Just as it had done 21 years previously with the revolutionary ‘Traction Avant’, Citroën stunned the world again in 1955 with the launch of the strikingly styled ‘DS’. Beneath the shark-like newcomer’s aerodynamically efficient, low-drag bodyshell there was all-independent, self-levelling, hydro-pneumatic suspension; plus power-operated brakes, clutch and steering.
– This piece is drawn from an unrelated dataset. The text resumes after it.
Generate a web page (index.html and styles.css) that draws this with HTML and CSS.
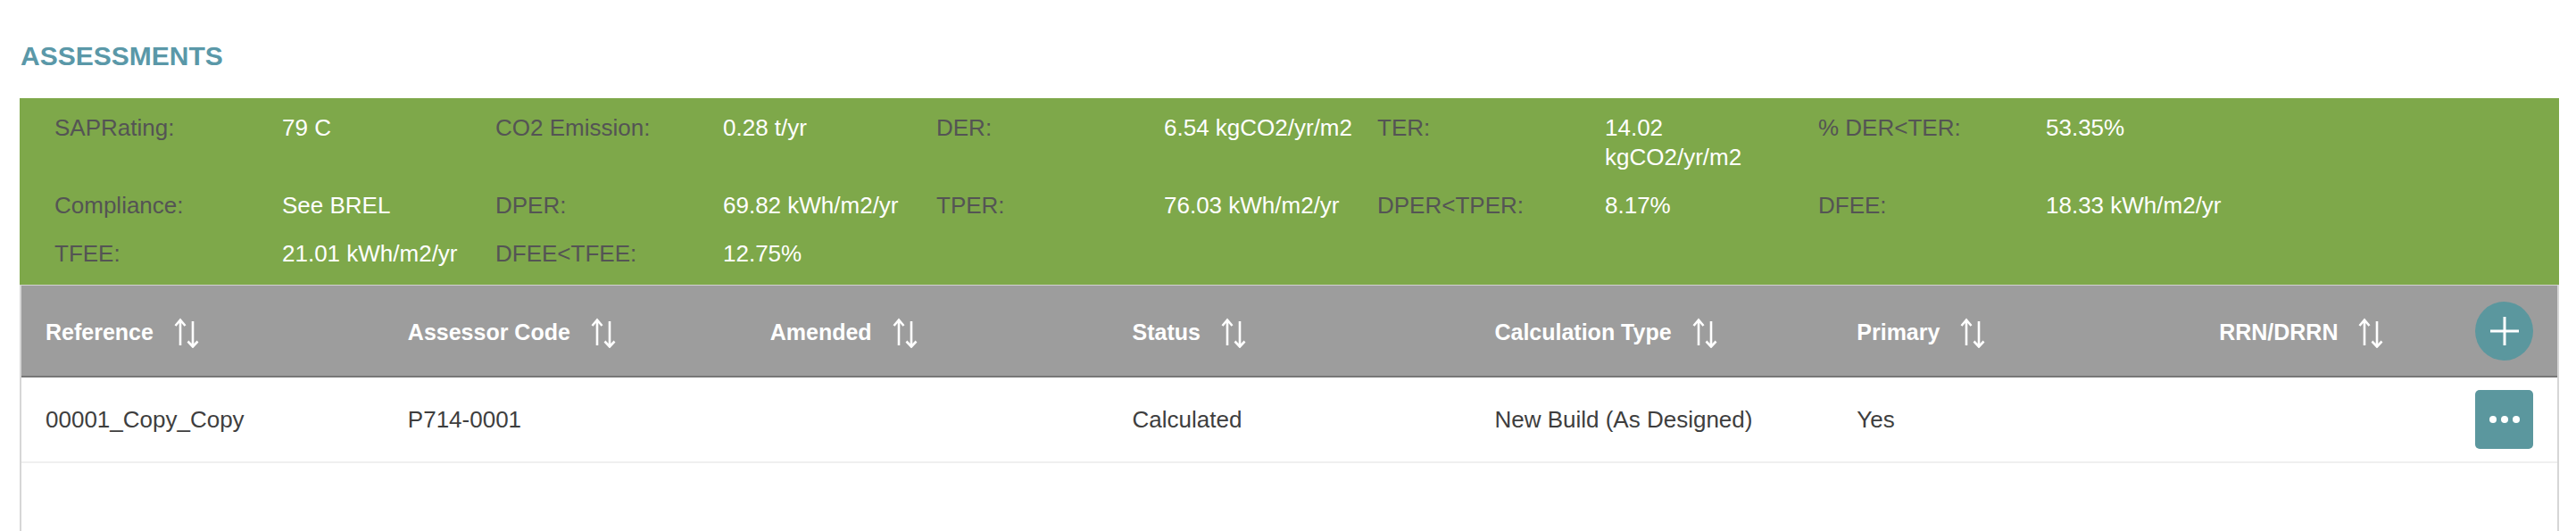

No European car would match the DS’s ride quality for several years, the fundamental soundness of Citroën’s ahead-of-its-time hydro-pneumatic suspension being demonstrated by its survival in present-day top-of-the-range models. The DS’s original 1,911cc, overhead-valve, long-stroke engine was replaced in 1966 by a short-stroke 1,985cc unit, also available in 2,175cc and 2,347cc versions, while other DS developments included swivelling headlights, fuel injection and a five-speed gearbox.
Other models offered alongside the original DS were the ID (a simplified, cheaper version), the cavernous Safari estate and the two-door Décapotable (convertible), the latter created by the celebrated Parisian coachbuilder Henri Chapron. The arrival of the Citroën DS in 1955 presented Chapron with a fresh opportunity that would result in his name being forever linked with this remarkable car.
His first convertibles were produced independently of Citroën but the factory eventually gave the project its blessing, the factory-approved Décapotables being built on the longer, stronger chassis of the ID Break (Estate). In total, 1,365 (factory) convertibles were made with either the DS 19 or DS 21 engine between 1960 and 1971, while Chapron built a further 389 of his own, the last in 1973.
First registered in May 1963, this stunning example was first registered to Switzerland when new.